The initiative, the Education Department’s latest restructuring of the schools this school year, unfettered a group of 332 principals from much of the oversight and support of the bureaucracy in exchange for more responsibility. Recently, parents have been reporting cases of power-hungry principals that have undermined school parent groups, and some educators have found stacks of paperwork piling up as a skeletal support structure has responded to their calls for help at a snail’s pace.

The department has acknowledged some of the problems, attributing them to the newness of the initiative and promising improvements are under way.

“There are issues to be worked out,” the schools chancellor, Joel Klein, said yesterday at a meeting of parent leaders.

At another parent meeting this week, the deputy chief of empowerment schools, Veronica Conforme, responded to concerns, saying her office was trying to resolve problems such as errors in the data that will be used to grade schools on an A through F scale and an understaffed Integrated Service Center, which assists principals with such things as writing budgets, payroll, and contracting vendors.

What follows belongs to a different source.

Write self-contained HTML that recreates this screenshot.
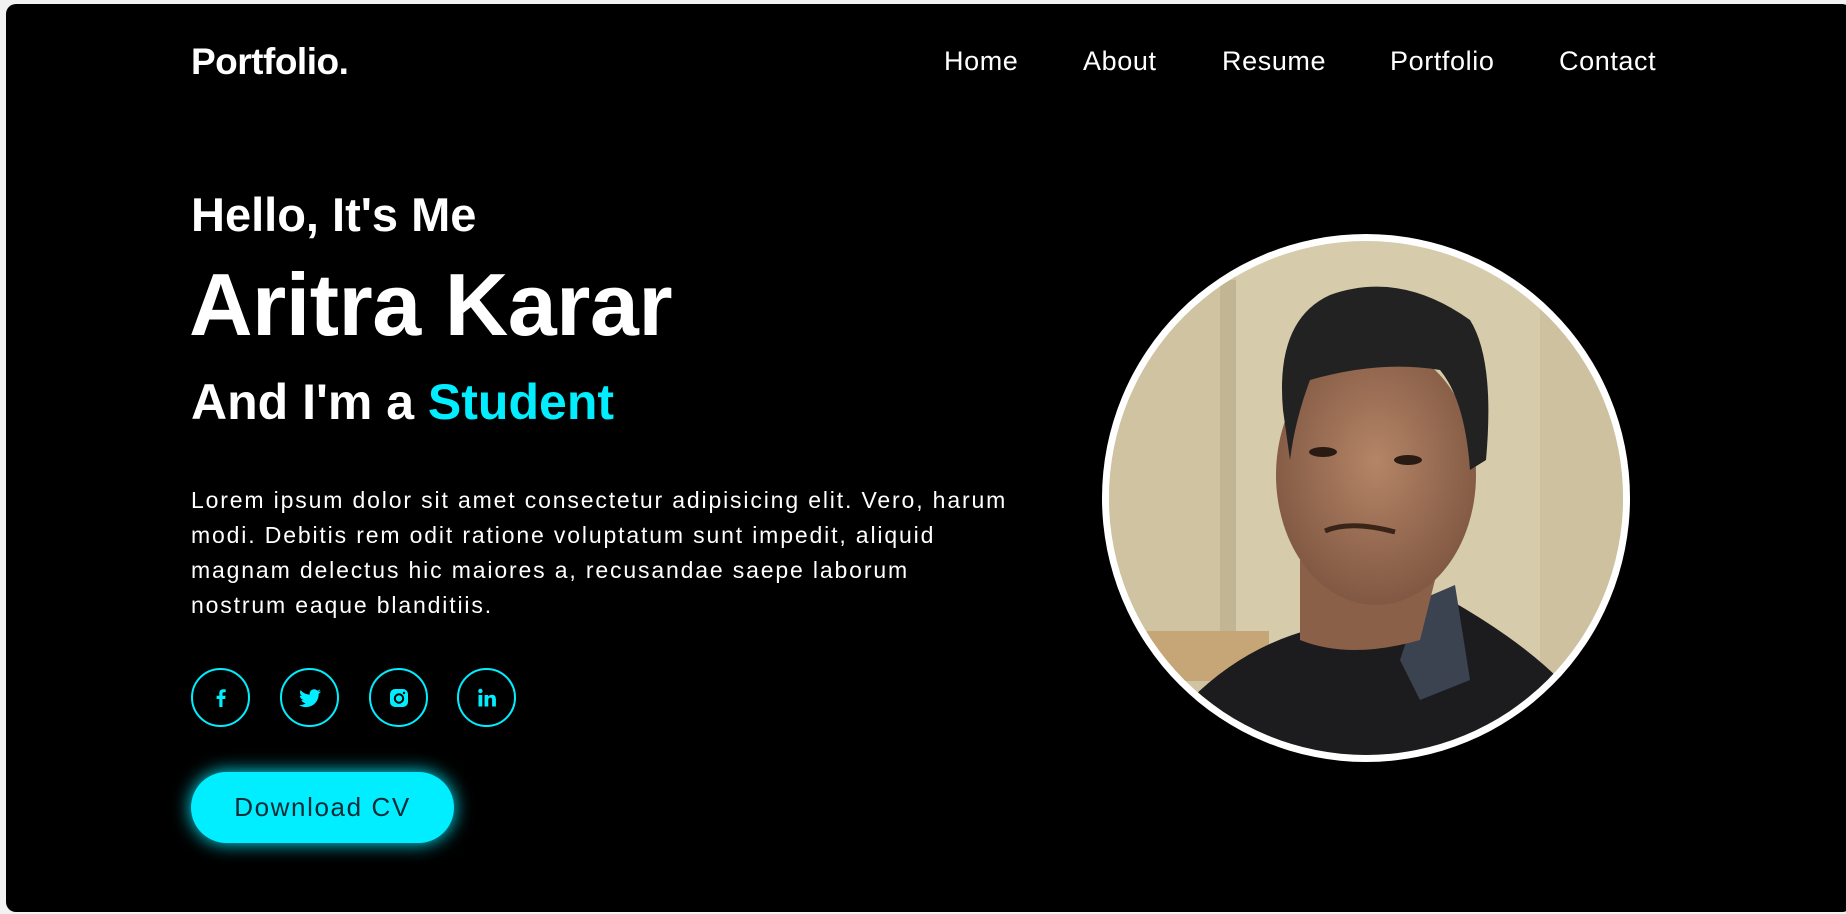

“They’ve scaled this up so fast, they are really still mired in working out the operational requirements,” the president of the Citywide Council of High Schools, David Bloomfield, said. “Those questions should have been answered before the system was scaled out.”

Mr. Klein declined to say whether the mayor will announce the expansion of the empowerment school initiative in his State of the City address next week. But education officials have signaled a desire to expand the program.

“I believe the impact of that initiative has been very, very powerful,” Mr. Klein said.

A spokesman for the Education Department, David Cantor, added, “We haven’t made any secret of the fact that we like the empowerment model and that we’ve wanted to expand empowerment from the start. … I don’t think anyone will be surprised by any developments.”

But some educators and parents urged the department to solve the problems and assess how the schools are performing before adding more schools to the empowerment list.

“We are concerned that the powers that be, who talk constantly about using data to drive decisions, would deem empowerment a success before there has been any independent analysis as to whether it’s actually working to improve student outcomes,” the president of the city teachers union, Randi Weingarten, said, noting that she has heard both good and bad things about empowerment schools from teachers.

The leader of one of the network teams who provides support to 22 schools, Judi Aronson, said her only complaints are the distance between her schools — she spends hours driving to schools in her network, which are in all five boroughs — and the lack of a secretary.

Network teams, which are elected by schools and not based on geography like the regional structure, have only five staff members, including the leader. But these hardships are worth it for the freedom and innovation possible at the schools, Ms. Aronson said.

The mother of a 6-year-old boy who attends an empowerment school in Brooklyn, Rosemary Ganpot, also praised the freedom her principal has to choose curricula, although she said the school’s parent groups lost power in the transition.